What the task asks: Output the entries word for word. Omit images.

Supplied data:
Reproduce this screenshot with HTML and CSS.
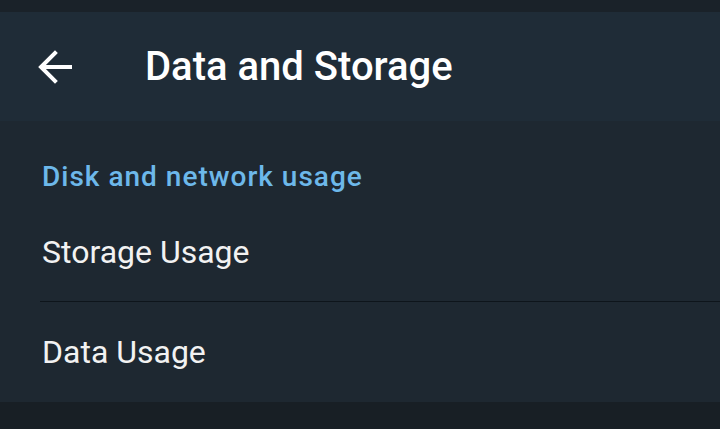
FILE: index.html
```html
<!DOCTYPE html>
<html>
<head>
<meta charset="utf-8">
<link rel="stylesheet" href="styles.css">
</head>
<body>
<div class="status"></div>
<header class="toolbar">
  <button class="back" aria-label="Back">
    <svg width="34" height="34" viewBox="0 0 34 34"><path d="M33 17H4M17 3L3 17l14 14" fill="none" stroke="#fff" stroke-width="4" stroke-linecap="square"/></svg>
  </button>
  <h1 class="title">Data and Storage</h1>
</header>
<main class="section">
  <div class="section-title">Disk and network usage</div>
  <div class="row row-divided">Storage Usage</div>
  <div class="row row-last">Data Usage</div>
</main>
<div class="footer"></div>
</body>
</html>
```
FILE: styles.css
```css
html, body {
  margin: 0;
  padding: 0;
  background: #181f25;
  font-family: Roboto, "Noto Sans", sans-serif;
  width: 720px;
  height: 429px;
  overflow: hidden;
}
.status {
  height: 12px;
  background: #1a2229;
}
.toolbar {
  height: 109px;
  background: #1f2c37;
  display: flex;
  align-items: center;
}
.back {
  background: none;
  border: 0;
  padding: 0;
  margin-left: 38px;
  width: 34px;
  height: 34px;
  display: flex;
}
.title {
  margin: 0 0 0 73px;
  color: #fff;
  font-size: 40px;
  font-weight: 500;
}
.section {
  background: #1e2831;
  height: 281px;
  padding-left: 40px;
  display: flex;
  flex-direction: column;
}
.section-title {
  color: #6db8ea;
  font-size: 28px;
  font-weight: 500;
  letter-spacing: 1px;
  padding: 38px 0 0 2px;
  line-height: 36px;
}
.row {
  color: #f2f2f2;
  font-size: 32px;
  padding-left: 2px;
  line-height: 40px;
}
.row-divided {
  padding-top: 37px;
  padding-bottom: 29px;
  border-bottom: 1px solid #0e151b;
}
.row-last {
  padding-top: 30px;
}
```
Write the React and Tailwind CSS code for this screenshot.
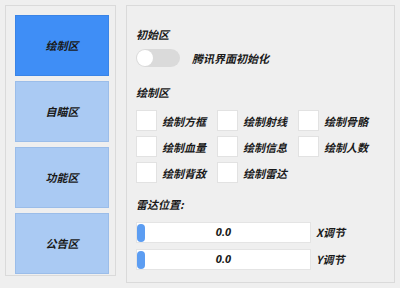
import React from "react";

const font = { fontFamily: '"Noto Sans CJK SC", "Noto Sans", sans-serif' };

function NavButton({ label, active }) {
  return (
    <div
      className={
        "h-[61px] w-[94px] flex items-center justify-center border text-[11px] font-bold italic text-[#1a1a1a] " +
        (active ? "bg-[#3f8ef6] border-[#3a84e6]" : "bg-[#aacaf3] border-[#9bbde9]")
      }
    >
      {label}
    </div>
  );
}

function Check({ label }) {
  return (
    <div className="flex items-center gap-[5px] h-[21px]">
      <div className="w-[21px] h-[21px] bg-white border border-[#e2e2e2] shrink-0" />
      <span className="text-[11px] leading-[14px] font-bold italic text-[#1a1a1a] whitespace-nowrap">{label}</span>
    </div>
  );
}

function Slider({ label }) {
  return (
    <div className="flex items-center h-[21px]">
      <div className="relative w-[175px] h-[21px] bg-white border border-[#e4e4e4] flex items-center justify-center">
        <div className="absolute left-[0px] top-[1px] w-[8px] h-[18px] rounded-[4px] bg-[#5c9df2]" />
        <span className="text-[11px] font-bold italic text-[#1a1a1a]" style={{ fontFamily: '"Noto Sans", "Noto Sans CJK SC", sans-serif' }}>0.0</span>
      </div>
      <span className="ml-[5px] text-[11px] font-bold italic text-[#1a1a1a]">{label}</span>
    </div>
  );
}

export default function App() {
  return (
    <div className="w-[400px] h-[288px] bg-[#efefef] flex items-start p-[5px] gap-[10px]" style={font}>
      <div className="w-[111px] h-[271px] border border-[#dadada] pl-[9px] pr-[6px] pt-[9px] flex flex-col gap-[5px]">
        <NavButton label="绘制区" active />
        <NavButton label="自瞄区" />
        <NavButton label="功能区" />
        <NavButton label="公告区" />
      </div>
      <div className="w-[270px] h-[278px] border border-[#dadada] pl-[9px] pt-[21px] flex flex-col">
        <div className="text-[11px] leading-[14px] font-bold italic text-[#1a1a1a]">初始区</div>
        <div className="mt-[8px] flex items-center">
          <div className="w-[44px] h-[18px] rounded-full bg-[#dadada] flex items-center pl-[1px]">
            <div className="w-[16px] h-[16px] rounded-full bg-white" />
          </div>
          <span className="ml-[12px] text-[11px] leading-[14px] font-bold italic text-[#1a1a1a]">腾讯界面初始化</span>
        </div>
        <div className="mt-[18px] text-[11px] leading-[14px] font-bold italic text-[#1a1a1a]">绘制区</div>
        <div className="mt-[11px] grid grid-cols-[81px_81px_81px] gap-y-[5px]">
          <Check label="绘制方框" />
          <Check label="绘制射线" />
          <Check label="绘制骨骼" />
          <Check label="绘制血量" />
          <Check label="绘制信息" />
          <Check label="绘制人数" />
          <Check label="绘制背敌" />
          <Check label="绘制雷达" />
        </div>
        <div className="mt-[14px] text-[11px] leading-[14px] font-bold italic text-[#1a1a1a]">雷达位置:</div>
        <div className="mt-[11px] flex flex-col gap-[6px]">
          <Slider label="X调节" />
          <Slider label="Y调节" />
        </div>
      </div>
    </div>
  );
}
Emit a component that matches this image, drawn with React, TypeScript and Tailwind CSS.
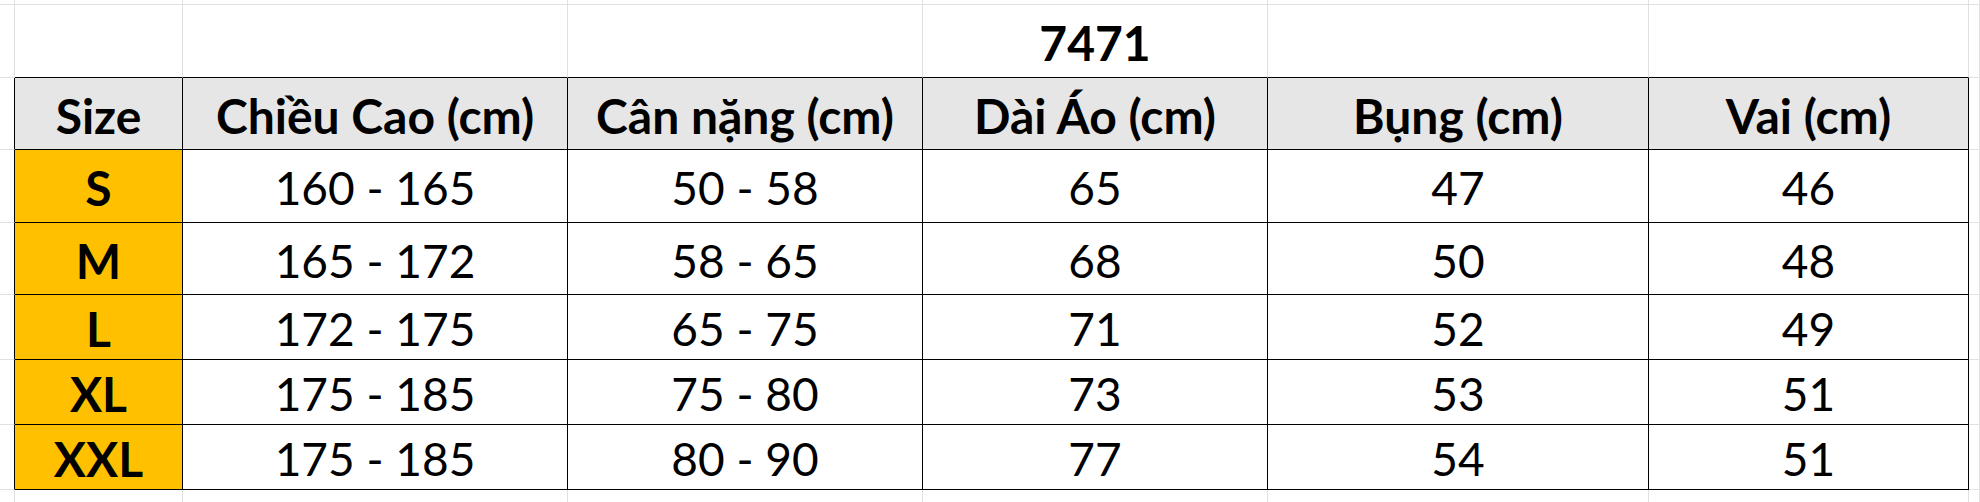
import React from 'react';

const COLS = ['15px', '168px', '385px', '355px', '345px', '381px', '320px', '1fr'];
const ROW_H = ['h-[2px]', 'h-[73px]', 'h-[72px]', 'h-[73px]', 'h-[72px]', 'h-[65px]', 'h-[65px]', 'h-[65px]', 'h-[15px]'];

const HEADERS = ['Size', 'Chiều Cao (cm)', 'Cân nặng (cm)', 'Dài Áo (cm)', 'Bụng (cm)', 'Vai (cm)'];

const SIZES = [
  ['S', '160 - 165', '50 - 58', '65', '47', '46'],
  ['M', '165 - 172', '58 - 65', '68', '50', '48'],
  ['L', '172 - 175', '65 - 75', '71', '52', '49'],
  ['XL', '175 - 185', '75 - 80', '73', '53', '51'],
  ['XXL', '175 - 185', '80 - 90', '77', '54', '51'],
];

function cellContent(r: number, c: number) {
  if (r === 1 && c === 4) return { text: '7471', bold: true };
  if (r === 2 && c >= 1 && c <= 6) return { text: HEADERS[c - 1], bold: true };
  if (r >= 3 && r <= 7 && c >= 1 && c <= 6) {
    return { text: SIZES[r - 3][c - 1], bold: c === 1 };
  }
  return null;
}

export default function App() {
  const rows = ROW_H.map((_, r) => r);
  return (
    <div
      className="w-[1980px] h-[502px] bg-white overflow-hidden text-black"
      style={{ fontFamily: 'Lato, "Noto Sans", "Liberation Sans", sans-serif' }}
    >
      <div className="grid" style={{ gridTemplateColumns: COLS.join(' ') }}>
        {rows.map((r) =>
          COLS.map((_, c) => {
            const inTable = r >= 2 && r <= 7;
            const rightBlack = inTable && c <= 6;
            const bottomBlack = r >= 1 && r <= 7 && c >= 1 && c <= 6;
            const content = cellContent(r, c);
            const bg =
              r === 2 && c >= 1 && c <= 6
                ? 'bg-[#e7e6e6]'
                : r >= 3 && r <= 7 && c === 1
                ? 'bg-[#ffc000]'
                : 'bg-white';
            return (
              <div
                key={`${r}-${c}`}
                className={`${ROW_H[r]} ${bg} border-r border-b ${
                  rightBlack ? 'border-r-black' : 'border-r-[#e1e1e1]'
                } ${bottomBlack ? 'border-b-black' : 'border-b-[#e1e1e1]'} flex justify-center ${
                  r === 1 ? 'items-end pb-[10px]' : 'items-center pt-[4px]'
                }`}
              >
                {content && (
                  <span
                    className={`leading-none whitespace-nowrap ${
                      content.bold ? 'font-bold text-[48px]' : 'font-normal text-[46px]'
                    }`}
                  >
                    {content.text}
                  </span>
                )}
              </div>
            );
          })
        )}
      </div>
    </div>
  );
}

Solution for this exercise:
Reproduce this screenshot with HTML and CSS.
FILE: index.html
```html
<!DOCTYPE html>
<html>
<head>
<meta charset="utf-8">
<link rel="stylesheet" href="styles.css">
</head>
<body>
<div class="status"></div>
<header class="toolbar">
  <button class="back" aria-label="Back">
    <svg width="34" height="34" viewBox="0 0 34 34"><path d="M33 17H4M17 3L3 17l14 14" fill="none" stroke="#fff" stroke-width="4" stroke-linecap="square"/></svg>
  </button>
  <h1 class="title">Data and Storage</h1>
</header>
<main class="section">
  <div class="section-title">Disk and network usage</div>
  <div class="row row-divided">Storage Usage</div>
  <div class="row row-last">Data Usage</div>
</main>
<div class="footer"></div>
</body>
</html>
```
FILE: styles.css
```css
html, body {
  margin: 0;
  padding: 0;
  background: #181f25;
  font-family: Roboto, "Noto Sans", sans-serif;
  width: 720px;
  height: 429px;
  overflow: hidden;
}
.status {
  height: 12px;
  background: #1a2229;
}
.toolbar {
  height: 109px;
  background: #1f2c37;
  display: flex;
  align-items: center;
}
.back {
  background: none;
  border: 0;
  padding: 0;
  margin-left: 38px;
  width: 34px;
  height: 34px;
  display: flex;
}
.title {
  margin: 0 0 0 73px;
  color: #fff;
  font-size: 40px;
  font-weight: 500;
}
.section {
  background: #1e2831;
  height: 281px;
  padding-left: 40px;
  display: flex;
  flex-direction: column;
}
.section-title {
  color: #6db8ea;
  font-size: 28px;
  font-weight: 500;
  letter-spacing: 1px;
  padding: 38px 0 0 2px;
  line-height: 36px;
}
.row {
  color: #f2f2f2;
  font-size: 32px;
  padding-left: 2px;
  line-height: 40px;
}
.row-divided {
  padding-top: 37px;
  padding-bottom: 29px;
  border-bottom: 1px solid #0e151b;
}
.row-last {
  padding-top: 30px;
}
```
Write the React and Tailwind CSS code for this screenshot.
import React from "react";

const font = { fontFamily: '"Noto Sans CJK SC", "Noto Sans", sans-serif' };

function NavButton({ label, active }) {
  return (
    <div
      className={
        "h-[61px] w-[94px] flex items-center justify-center border text-[11px] font-bold italic text-[#1a1a1a] " +
        (active ? "bg-[#3f8ef6] border-[#3a84e6]" : "bg-[#aacaf3] border-[#9bbde9]")
      }
    >
      {label}
    </div>
  );
}

function Check({ label }) {
  return (
    <div className="flex items-center gap-[5px] h-[21px]">
      <div className="w-[21px] h-[21px] bg-white border border-[#e2e2e2] shrink-0" />
      <span className="text-[11px] leading-[14px] font-bold italic text-[#1a1a1a] whitespace-nowrap">{label}</span>
    </div>
  );
}

function Slider({ label }) {
  return (
    <div className="flex items-center h-[21px]">
      <div className="relative w-[175px] h-[21px] bg-white border border-[#e4e4e4] flex items-center justify-center">
        <div className="absolute left-[0px] top-[1px] w-[8px] h-[18px] rounded-[4px] bg-[#5c9df2]" />
        <span className="text-[11px] font-bold italic text-[#1a1a1a]" style={{ fontFamily: '"Noto Sans", "Noto Sans CJK SC", sans-serif' }}>0.0</span>
      </div>
      <span className="ml-[5px] text-[11px] font-bold italic text-[#1a1a1a]">{label}</span>
    </div>
  );
}

export default function App() {
  return (
    <div className="w-[400px] h-[288px] bg-[#efefef] flex items-start p-[5px] gap-[10px]" style={font}>
      <div className="w-[111px] h-[271px] border border-[#dadada] pl-[9px] pr-[6px] pt-[9px] flex flex-col gap-[5px]">
        <NavButton label="绘制区" active />
        <NavButton label="自瞄区" />
        <NavButton label="功能区" />
        <NavButton label="公告区" />
      </div>
      <div className="w-[270px] h-[278px] border border-[#dadada] pl-[9px] pt-[21px] flex flex-col">
        <div className="text-[11px] leading-[14px] font-bold italic text-[#1a1a1a]">初始区</div>
        <div className="mt-[8px] flex items-center">
          <div className="w-[44px] h-[18px] rounded-full bg-[#dadada] flex items-center pl-[1px]">
            <div className="w-[16px] h-[16px] rounded-full bg-white" />
          </div>
          <span className="ml-[12px] text-[11px] leading-[14px] font-bold italic text-[#1a1a1a]">腾讯界面初始化</span>
        </div>
        <div className="mt-[18px] text-[11px] leading-[14px] font-bold italic text-[#1a1a1a]">绘制区</div>
        <div className="mt-[11px] grid grid-cols-[81px_81px_81px] gap-y-[5px]">
          <Check label="绘制方框" />
          <Check label="绘制射线" />
          <Check label="绘制骨骼" />
          <Check label="绘制血量" />
          <Check label="绘制信息" />
          <Check label="绘制人数" />
          <Check label="绘制背敌" />
          <Check label="绘制雷达" />
        </div>
        <div className="mt-[14px] text-[11px] leading-[14px] font-bold italic text-[#1a1a1a]">雷达位置:</div>
        <div className="mt-[11px] flex flex-col gap-[6px]">
          <Slider label="X调节" />
          <Slider label="Y调节" />
        </div>
      </div>
    </div>
  );
}
Emit a component that matches this image, drawn with React, TypeScript and Tailwind CSS.
import React from 'react';

const COLS = ['15px', '168px', '385px', '355px', '345px', '381px', '320px', '1fr'];
const ROW_H = ['h-[2px]', 'h-[73px]', 'h-[72px]', 'h-[73px]', 'h-[72px]', 'h-[65px]', 'h-[65px]', 'h-[65px]', 'h-[15px]'];

const HEADERS = ['Size', 'Chiều Cao (cm)', 'Cân nặng (cm)', 'Dài Áo (cm)', 'Bụng (cm)', 'Vai (cm)'];

const SIZES = [
  ['S', '160 - 165', '50 - 58', '65', '47', '46'],
  ['M', '165 - 172', '58 - 65', '68', '50', '48'],
  ['L', '172 - 175', '65 - 75', '71', '52', '49'],
  ['XL', '175 - 185', '75 - 80', '73', '53', '51'],
  ['XXL', '175 - 185', '80 - 90', '77', '54', '51'],
];

function cellContent(r: number, c: number) {
  if (r === 1 && c === 4) return { text: '7471', bold: true };
  if (r === 2 && c >= 1 && c <= 6) return { text: HEADERS[c - 1], bold: true };
  if (r >= 3 && r <= 7 && c >= 1 && c <= 6) {
    return { text: SIZES[r - 3][c - 1], bold: c === 1 };
  }
  return null;
}

export default function App() {
  const rows = ROW_H.map((_, r) => r);
  return (
    <div
      className="w-[1980px] h-[502px] bg-white overflow-hidden text-black"
      style={{ fontFamily: 'Lato, "Noto Sans", "Liberation Sans", sans-serif' }}
    >
      <div className="grid" style={{ gridTemplateColumns: COLS.join(' ') }}>
        {rows.map((r) =>
          COLS.map((_, c) => {
            const inTable = r >= 2 && r <= 7;
            const rightBlack = inTable && c <= 6;
            const bottomBlack = r >= 1 && r <= 7 && c >= 1 && c <= 6;
            const content = cellContent(r, c);
            const bg =
              r === 2 && c >= 1 && c <= 6
                ? 'bg-[#e7e6e6]'
                : r >= 3 && r <= 7 && c === 1
                ? 'bg-[#ffc000]'
                : 'bg-white';
            return (
              <div
                key={`${r}-${c}`}
                className={`${ROW_H[r]} ${bg} border-r border-b ${
                  rightBlack ? 'border-r-black' : 'border-r-[#e1e1e1]'
                } ${bottomBlack ? 'border-b-black' : 'border-b-[#e1e1e1]'} flex justify-center ${
                  r === 1 ? 'items-end pb-[10px]' : 'items-center pt-[4px]'
                }`}
              >
                {content && (
                  <span
                    className={`leading-none whitespace-nowrap ${
                      content.bold ? 'font-bold text-[48px]' : 'font-normal text-[46px]'
                    }`}
                  >
                    {content.text}
                  </span>
                )}
              </div>
            );
          })
        )}
      </div>
    </div>
  );
}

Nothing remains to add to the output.